None of this is to suggest that Barack Obama is going to be a “bad”
president or that he is somehow any less legitimate than any other US president.
As I told my colleagues in Asia who feared an
Obama victory would mean appeasement of Islamist terrorists, "One of those
two men [Obama or McCain] is going to be elected and whoever wins will be my
president; and he will have my support and best wishes along with those of
every other American." But these facts should make it clear to those who
from afar believe that Obama has somehow captivated Americans as a new kind of
politician that their perception is way off the mark. Americans’ opinions about
Obama’s possible involvement in the Blagojevich scandal alone demonstrate that.
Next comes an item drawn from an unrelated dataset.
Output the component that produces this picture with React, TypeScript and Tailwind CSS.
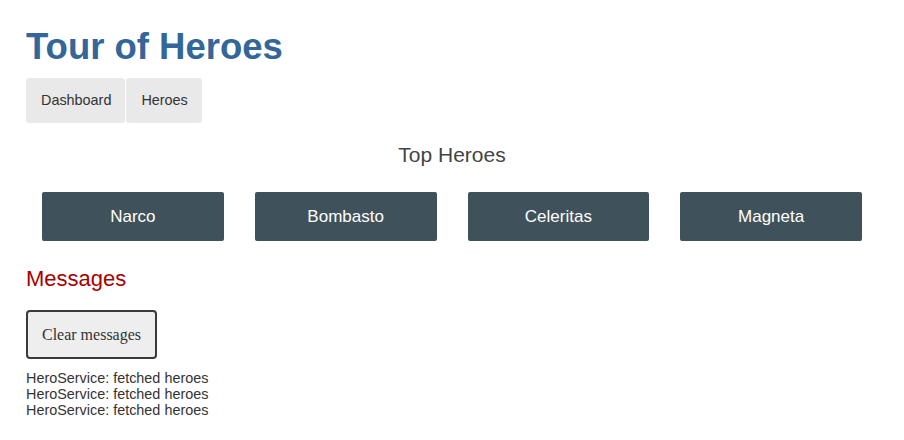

Whether Barack Obama’s presidency is a success or failure remains to be
seen; but two things are clear. First, he will enter office with huge
challenges both domestically and internationally. With respect to the former,
it does not appear that he will be able to pull the economy out of its doldrums
until it does so itself some time in 2010. The recent Mumbai bombings, along
with increased tensions between India
and Pakistan,
have increased the pressure to take concerted action against the Islamist
terrorist groups internationally. Plans for a “regional solution” in South Asia will sputter and fail as previous attempts at
such solutions have.
Second, Obama’s attempts to resolve these challenges will be long and hard
and require a great deal of compromise and negotiation; and every nation and
international movement that has any understanding of how to get their points
across in Washington will be working overtime to do so.